Russland „sollte nichts Großartiges erwarten, wir sollten nur für uns selbst hoffen“, sagte Aleksei Tschepa („Gerechtes Russland“), erster Stellvertretender Vorsitzender des Auswärtigen Ausschusses der Staatsduma. Seiner Ansicht nach wird das Sanktionsregime gegen Russland nach der Wahl Trumps fortbestehen, aber die US-Politik im Nahen Osten und in der Ukraine könnte sich ändern. 

„Ich sehe keinen russischen Politiker, der mit Champagner auf Trumps Sieg anstößt, schließlich gibt es bereits Erfahrungen“, sagte stattdessen Dmitri Nowikow (KPRF), Erster Stellvertretender Vorsitzender des Duma-Ausschusses für internationale Angelegenheiten.

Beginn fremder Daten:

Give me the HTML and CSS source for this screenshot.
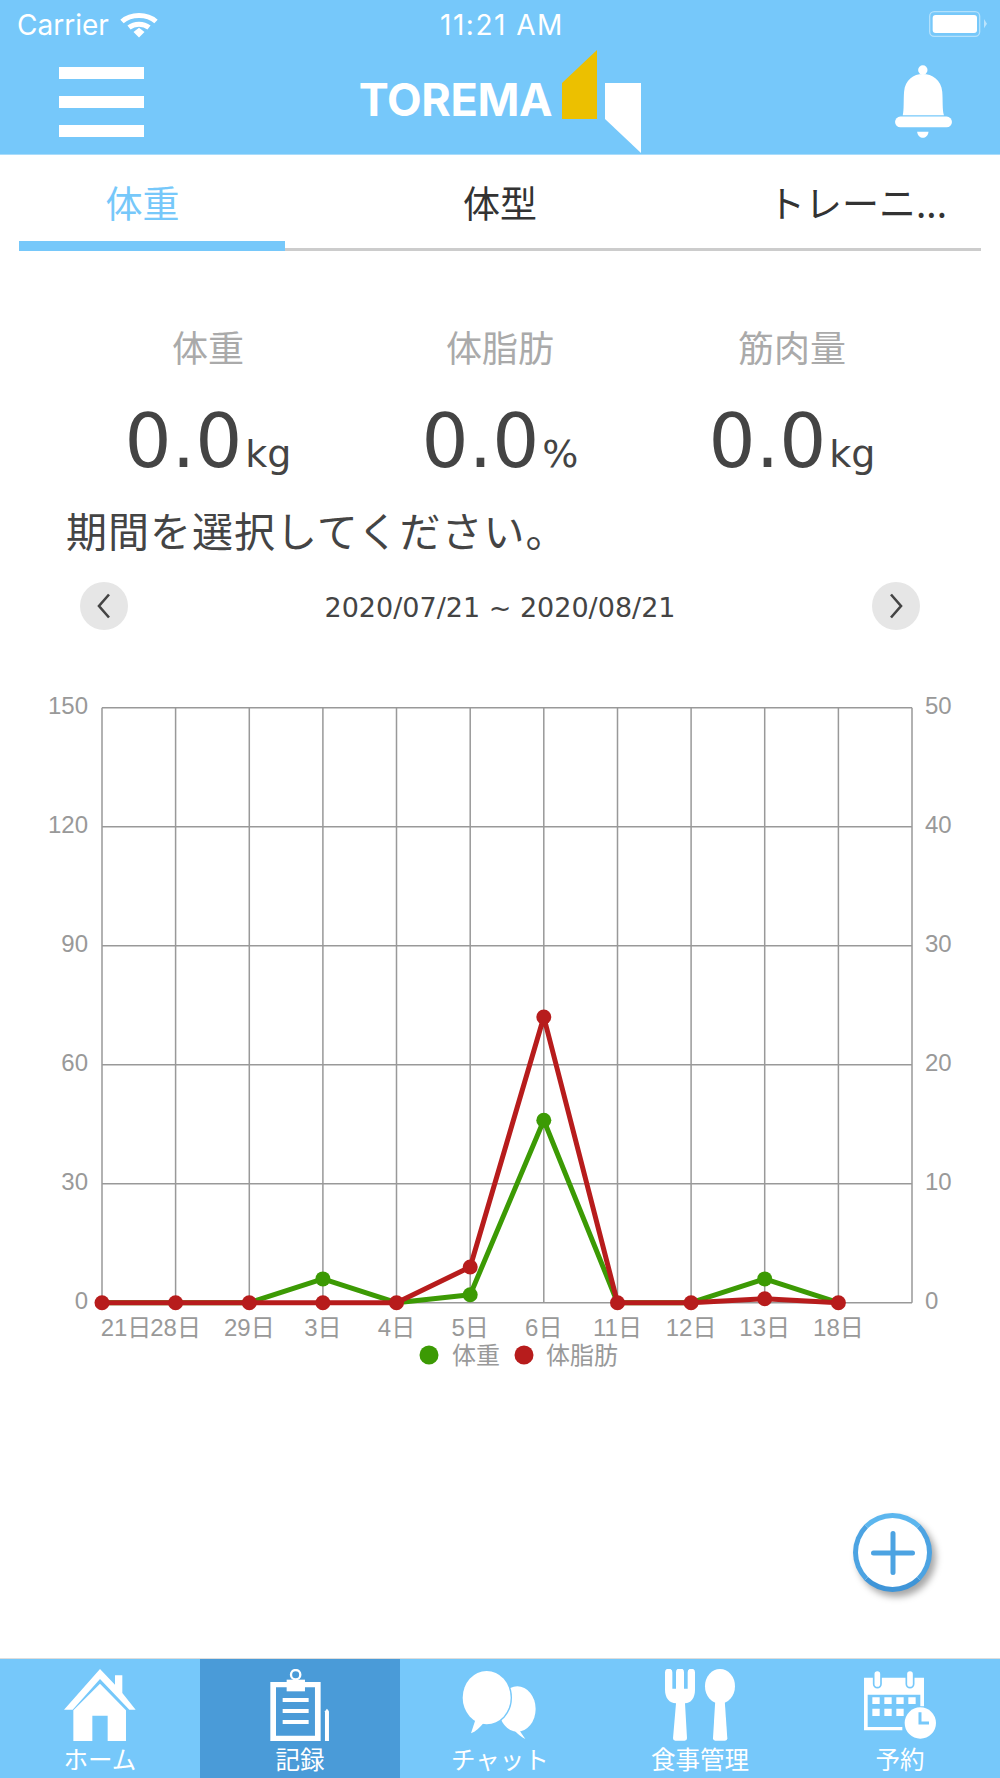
FILE: index.html
```html
<!DOCTYPE html>
<html lang="ja">
<head>
    <meta charset="utf-8">
    <title>TOREMA</title>
    <link rel="stylesheet" href="styles.css">
</head>
<body>
    <div id="app">
        <div class="status-bar">
            <div class="status-left">
                <span>Carrier</span>
                <svg class="wifi" viewBox="0 0 38 26" width="38" height="26">
                    <path d="M2 9.5C11 1.5 27 1.5 36 9.5" fill="none" stroke="#fff" stroke-width="5"/>
                    <path d="M9 15.5C14.5 11 23.5 11 29 15.5" fill="none" stroke="#fff" stroke-width="5"/>
                    <path d="M13.5 20L19 15.8L24.5 20L19 25.5Z" fill="#fff"/>
                </svg>
            </div>
            <div class="status-time">11:21 AM</div>
            <div class="status-right">
                <svg viewBox="147 34 174 78" width="58" height="26">
                    <rect x="149" y="36" width="150" height="74" rx="14" fill="none" stroke="#fff" stroke-opacity="0.45" stroke-width="4"/>
                    <rect x="158" y="46" width="133" height="54" rx="9" fill="#fff"/>
                    <path d="M312 58L321 72L312 86Z" fill="#fff" fill-opacity="0.5"/>
                </svg>
            </div>
        </div>

        <header class="app-header">
            <div class="hamburger"><span></span><span></span><span></span></div>
            <div class="logo">
                <span class="logo-text">TOREMA</span>
                <svg viewBox="562 50 79 103" width="79" height="103">
                    <path d="M562 83L597 50V119H562Z" fill="#ecc000"/>
                    <path d="M605 83H641V153L605 119Z" fill="#fff"/>
                </svg>
            </div>
            <svg class="bell" viewBox="45 195 170 218" width="57" height="73">
                <circle cx="128" cy="210" r="14" fill="#fff"/>
                <path d="M68 345C72 330 70 300 72 275C75 240 100 222 128 222C156 222 183 240 186 275C188 300 186 330 191 345Z" fill="#fff"/>
                <rect x="45" y="349" width="170" height="32" rx="16" fill="#fff"/>
                <path d="M111 394H145C142 418 114 418 111 394Z" fill="#fff"/>
            </svg>
        </header>

        <nav class="tabs">
            <div class="tab tab-active">体重</div>
            <div class="tab">体型</div>
            <div class="tab">トレーニ...</div>
            <div class="tab-ink"></div>
        </nav>

        <main class="content">
            <section class="stats">
                <div class="stat">
                    <div class="stat-label">体重</div>
                    <div class="stat-value">0.0<small>kg</small></div>
                </div>
                <div class="stat">
                    <div class="stat-label">体脂肪</div>
                    <div class="stat-value">0.0<small>%</small></div>
                </div>
                <div class="stat">
                    <div class="stat-label">筋肉量</div>
                    <div class="stat-value">0.0<small>kg</small></div>
                </div>
            </section>

            <div class="prompt">期間を選択してください。</div>

            <div class="date-row">
                <div class="round-button">
                    <svg viewBox="0 0 14 26" width="14" height="26"><path d="M12 1.5L2 13L12 24.5" fill="none" stroke="#444" stroke-width="2.6"/></svg>
                </div>
                <div class="date-range">2020/07/21 ~ 2020/08/21</div>
                <div class="round-button">
                    <svg viewBox="0 0 14 26" width="14" height="26"><path d="M2 1.5L12 13L2 24.5" fill="none" stroke="#444" stroke-width="2.6"/></svg>
                </div>
            </div>

            <svg class="chart" viewBox="0 680 1000 700" width="1000" height="700">
                <g class="grid">
                    <path d="M102 707.7H912M102 826.7H912M102 945.7H912M102 1064.7H912M102 1183.7H912M102 1302.7H912"/>
                    <path d="M102 707.7V1302.7M175.6 707.7V1302.7M249.3 707.7V1302.7M322.9 707.7V1302.7M396.5 707.7V1302.7M470.2 707.7V1302.7M543.8 707.7V1302.7M617.5 707.7V1302.7M691.1 707.7V1302.7M764.7 707.7V1302.7M838.4 707.7V1302.7M912 707.7V1302.7"/>
                </g>
                <g class="axis-left">
                    <text x="88" y="714">150</text>
                    <text x="88" y="833">120</text>
                    <text x="88" y="952">90</text>
                    <text x="88" y="1071">60</text>
                    <text x="88" y="1190">30</text>
                    <text x="88" y="1309">0</text>
                </g>
                <g class="axis-right">
                    <text x="925" y="714">50</text>
                    <text x="925" y="833">40</text>
                    <text x="925" y="952">30</text>
                    <text x="925" y="1071">20</text>
                    <text x="925" y="1190">10</text>
                    <text x="925" y="1309">0</text>
                </g>
                <g class="axis-bottom">
                    <text x="126" y="1336">21日</text>
                    <text x="175.6" y="1336">28日</text>
                    <text x="249.3" y="1336">29日</text>
                    <text x="322.9" y="1336">3日</text>
                    <text x="396.5" y="1336">4日</text>
                    <text x="470.2" y="1336">5日</text>
                    <text x="543.8" y="1336">6日</text>
                    <text x="617.5" y="1336">11日</text>
                    <text x="691.1" y="1336">12日</text>
                    <text x="764.7" y="1336">13日</text>
                    <text x="838.4" y="1336">18日</text>
                </g>
                <polyline class="line-green" points="102,1302.7 175.6,1302.7 249.3,1302.7 322.9,1278.9 396.5,1302.7 470.2,1294.8 543.8,1120.2 617.5,1302.7 691.1,1302.7 764.7,1278.9 838.4,1302.7"/>
                <g class="dots-green">
                    <circle cx="322.9" cy="1278.9" r="7.5"/>
                    <circle cx="470.2" cy="1294.8" r="7.5"/>
                    <circle cx="543.8" cy="1120.2" r="7.5"/>
                    <circle cx="764.7" cy="1278.9" r="7.5"/>
                </g>
                <polyline class="line-red" points="102,1302.7 175.6,1302.7 249.3,1302.7 322.9,1302.7 396.5,1302.7 470.2,1267 543.8,1017 617.5,1302.7 691.1,1302.7 764.7,1298.7 838.4,1302.7"/>
                <g class="dots-red">
                    <circle cx="102" cy="1302.7" r="7.5"/>
                    <circle cx="175.6" cy="1302.7" r="7.5"/>
                    <circle cx="249.3" cy="1302.7" r="7.5"/>
                    <circle cx="322.9" cy="1302.7" r="7.5"/>
                    <circle cx="396.5" cy="1302.7" r="7.5"/>
                    <circle cx="470.2" cy="1267" r="7.5"/>
                    <circle cx="543.8" cy="1017" r="7.5"/>
                    <circle cx="617.5" cy="1302.7" r="7.5"/>
                    <circle cx="691.1" cy="1302.7" r="7.5"/>
                    <circle cx="764.7" cy="1298.7" r="7.5"/>
                    <circle cx="838.4" cy="1302.7" r="7.5"/>
                </g>
                <g class="legend">
                    <circle cx="429" cy="1355" r="9.5" fill="#3c9a04"/>
                    <text x="452" y="1364">体重</text>
                    <circle cx="524" cy="1355" r="9.5" fill="#b71c1c"/>
                    <text x="546" y="1364">体脂肪</text>
                </g>
            </svg>

            <div class="fab">
                <svg viewBox="0 0 44 44" width="44" height="44"><path d="M22 2.5V41.5M2.5 22H41.5" fill="none" stroke="#4ca3e2" stroke-width="5" stroke-linecap="round"/></svg>
            </div>
        </main>

        <footer class="bottom-nav">
            <div class="nav-item">
                <svg viewBox="192 88 216 217" width="72" height="72.3">
                    <path d="M300 88L345 135V107H367V160L407 210H388L300 118L218 210H192Z" fill="#fff"/>
                    <path d="M300 132L378 212V305H323V228H277V305H220V212Z" fill="#fff"/>
                </svg>
                <span>ホーム</span>
            </div>
            <div class="nav-item nav-active">
                <svg viewBox="810 88 178 217" width="59.3" height="72.3">
                    <path d="M811 127H962V305H811ZM828 143V288H945V143Z" fill="#fff" fill-rule="evenodd"/>
                    <rect x="860" y="120" width="55" height="35" fill="#fff"/>
                    <circle cx="887" cy="105" r="14" fill="none" stroke="#fff" stroke-width="7"/>
                    <path d="M848 175H926V187H848ZM848 208H926V220H848ZM848 241H926V253H848Z" fill="#fff"/>
                    <path d="M975 215L981 207L987 215V305H975Z" fill="#fff"/>
                </svg>
                <span>記録</span>
            </div>
            <div class="nav-item">
                <svg viewBox="60 27 240 217" width="80" height="72.3">
                    <ellipse cx="232" cy="147" rx="55" ry="68" fill="#fff"/>
                    <path d="M236 208L256 237C245 232 234 222 224 212Z" fill="#fff"/>
                    <ellipse cx="140" cy="113" rx="72" ry="80" fill="#fff" stroke="#76c8fa" stroke-width="8" paint-order="stroke"/>
                    <path d="M106 180L93 220C106 216 120 202 130 190Z" fill="#fff"/>
                </svg>
                <span>チャット</span>
            </div>
            <div class="nav-item">
                <svg viewBox="492 88 210 217" width="70" height="72.3">
                    <path d="M492 98A10 10 0 0 1 514 98V147H525V98A11 11 0 0 1 549 98V147H560V98A11 11 0 0 1 582 98V150C582 175 570 190 552 191L558 296Q558 303 551 303H523Q516 303 516 296L525 191C505 190 492 175 492 150Z" fill="#fff"/>
                    <ellipse cx="657" cy="140" rx="45" ry="52" fill="#fff"/>
                    <path d="M643 180H671L679 296Q679 303 672 303H643Q636 303 636 296Z" fill="#fff"/>
                </svg>
                <span>食事管理</span>
            </div>
            <div class="nav-item">
                <svg viewBox="1090 88 216 217" width="72" height="72.3">
                    <path d="M1090 114H1270V200H1259V165H1101V262H1205V272H1090Z" fill="#fff"/>
                    <rect x="1119" y="92" width="22" height="52" rx="11" fill="#fff" stroke="#76c8fa" stroke-width="5"/>
                    <rect x="1217" y="92" width="22" height="52" rx="11" fill="#fff" stroke="#76c8fa" stroke-width="5"/>
                    <path d="M1115 173H1137V193H1115ZM1151 173H1173V193H1151ZM1187 173H1209V193H1187ZM1223 173H1245V193H1223ZM1115 207H1137V229H1115ZM1151 207H1173V229H1151ZM1187 207H1209V229H1187Z" fill="#fff"/>
                    <circle cx="1259" cy="250" r="47" fill="#fff"/>
                    <path d="M1258 218V250H1285" fill="none" stroke="#76c8fa" stroke-width="9"/>
                </svg>
                <span>予約</span>
            </div>
        </footer>
    </div>
</body>
</html>
```

FILE: styles.css
```css
body {
    margin: 0;
    background-color: #fff;
    font-family: "Noto Sans CJK JP", "Noto Sans", sans-serif;
}

#app {
    position: relative;
    width: 1000px;
    height: 1778px;
    display: flex;
    flex-direction: column;
    overflow: hidden;
}

.status-bar {
    box-sizing: border-box;
    height: 48px;
    padding: 2px 13px 0 17px;
    display: grid;
    grid-template-columns: 1fr auto 1fr;
    align-items: center;
    background-color: #76c8fa;
    color: #fff;
    font-family: Inter, "Liberation Sans", sans-serif;
    font-size: 28px;
}

.status-left {
    display: flex;
    align-items: center;
    gap: 11px;
}

.status-time {
    letter-spacing: 1.5px;
}

.status-right {
    display: flex;
    justify-content: flex-end;
    margin-top: -2px;
}

.app-header {
    height: 105px;
    padding: 1px 59px 0 59px;
    display: grid;
    grid-template-columns: 1fr auto 1fr;
    align-items: center;
    background-color: #76c8fa;
    border-bottom: 1px solid #a9dcfb;
}

.hamburger {
    width: 85px;
    display: flex;
    flex-direction: column;
    gap: 17px;
}

.hamburger span {
    height: 12px;
    background-color: #fff;
}

.logo {
    display: flex;
    align-items: center;
    gap: 10px;
}

.logo-text {
    margin-bottom: 4px;
    color: #fff;
    font-family: Inter, "Liberation Sans", sans-serif;
    font-size: 45px;
    font-weight: 700;
    line-height: 1;
    letter-spacing: -0.4px;
}

.bell {
    justify-self: end;
    margin-right: -11px;
}

.tabs {
    position: relative;
    height: 93px;
    margin: 0 19px;
    display: grid;
    grid-template-columns: 247px 1fr 247px;
    border-bottom: 3px solid #ccc;
}

.tab {
    display: flex;
    align-items: center;
    justify-content: center;
    font-size: 37px;
    color: #333;
}

.tab-active {
    color: #76c8fa;
}

.tab-ink {
    position: absolute;
    left: 0;
    bottom: -3px;
    width: 266px;
    height: 10px;
    background-color: #76c8fa;
}

.content {
    flex: 1;
    position: relative;
}

.stats {
    margin-top: 69px;
    padding: 0 62px;
    display: grid;
    grid-template-columns: repeat(3, 1fr);
    text-align: center;
}

.stat-label {
    height: 52px;
    line-height: 52px;
    font-size: 36px;
    color: #aaa;
}

.stat-value {
    height: 114px;
    padding-top: 12px;
    line-height: 114px;
    font-family: "DejaVu Sans", sans-serif;
    font-size: 74px;
    color: #444;
}

.stat-value small {
    margin-left: 3px;
    font-size: 38px;
}

.prompt {
    height: 60px;
    margin-top: 1px;
    padding-left: 66px;
    line-height: 60px;
    font-size: 41px;
    letter-spacing: 1px;
    color: #444;
}

.date-row {
    height: 48px;
    margin: 23px 80px 50px 80px;
    display: flex;
    align-items: center;
    justify-content: space-between;
}

.round-button {
    width: 48px;
    height: 48px;
    border-radius: 50%;
    background-color: #e6e6e6;
    display: flex;
    align-items: center;
    justify-content: center;
}

.date-range {
    padding-top: 2px;
    font-family: "DejaVu Sans", sans-serif;
    font-size: 27px;
    color: #444;
}

.chart {
    display: block;
}

.grid path {
    fill: none;
    stroke: #999;
    stroke-width: 1.5;
}

.chart text {
    font-family: "Liberation Sans", "Noto Sans CJK JP", sans-serif;
    font-size: 24px;
    fill: #999;
}

.axis-left text {
    text-anchor: end;
}

.axis-bottom text {
    text-anchor: middle;
}

.line-green,
.line-red {
    fill: none;
    stroke-width: 5;
    stroke-linejoin: round;
}

.line-green {
    stroke: #3c9a04;
}

.line-red {
    stroke: #b71c1c;
}

.dots-green circle {
    fill: #3c9a04;
}

.dots-red circle {
    fill: #b71c1c;
}

.fab {
    position: absolute;
    left: 853px;
    top: 1262px;
    box-sizing: border-box;
    width: 79px;
    height: 79px;
    border: 5px solid #4ca3e2;
    border-top-color: #5cb6ee;
    border-bottom-color: #3f95d8;
    border-radius: 50%;
    background-color: #fff;
    box-shadow: 4px 5px 7px rgba(0, 0, 0, 0.35);
    display: flex;
    align-items: center;
    justify-content: center;
}

.bottom-nav {
    height: 119px;
    display: grid;
    grid-template-columns: repeat(5, 1fr);
    background-color: #76c8fa;
    box-shadow: 0 -1px 0 #ddd;
}

.nav-item {
    padding-top: 10px;
    display: flex;
    flex-direction: column;
    align-items: center;
    color: #fff;
    font-size: 24.5px;
}

.nav-item svg {
    display: block;
    flex-shrink: 0;
}

.nav-item span {
    line-height: 36px;
}

.nav-active {
    background-color: #4a9bd8;
}
```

Für viele ist das wichtigste Thema in den amerikanisch-russischen Beziehungen der Krieg in der Ukraine. Der Politikwissenschaftler Sergej Markow, der als Kreml-nah gilt, sagte zu einem möglichen Friedensplan: „Russland wird Trumps Friedensplan für die Ukraine ablehnen. Der Plan widerspricht mehreren wichtigen Faktoren. Er ist eine Wiederholung der Vereinbarungen von Minsk 1 und Minsk 2. Diese Abkommen wurden als Friedensbrecher benutzt, um die ukrainische Armee mit Waffen zu versorgen. Diese Abkommen wurden als Friedenspause genutzt, um die ukrainische Armee mit Waffen zu versorgen und den terroristischen und repressiven Charakter des ukrainischen Regimes zu stärken. Und dann nahm Kiew die Feindseligkeiten wieder auf. Das Problem des Verbots der russischen Sprache und der gewaltsamen Zerschlagung der russischen Identität in der Ukraine durch terroristische Methoden wurde nicht gelöst. Das Problem der erzwungenen Zerschlagung der orthodoxen Kirche in der Ukraine, die seit 10 Jahrhunderten die Völker Russlands und der Ukraine zu einer Nation vereint, ist nicht gelöst. Das Problem des direkten politischen Terrors in der Ukraine ist nicht gelöst. Kramatorsk, Slawjansk, Pokrowsk, Saporoschje, Cherson, Städte, die rechtlich zu Russland gehören. Dieses Problem wird in dem Plan völlig ignoriert. NATO-Truppen in der entmilitarisierten Zone in der Ukraine? Russland wird niemals zustimmen“.

Kurz gesagt, es ist noch zu früh für Begeisterung. Der Weg zu einer eventuellen Verständigung zwischen den USA und Russland erweist sich auch nach der Wahl Trumps als ausgesprochen lang und beschwerlich.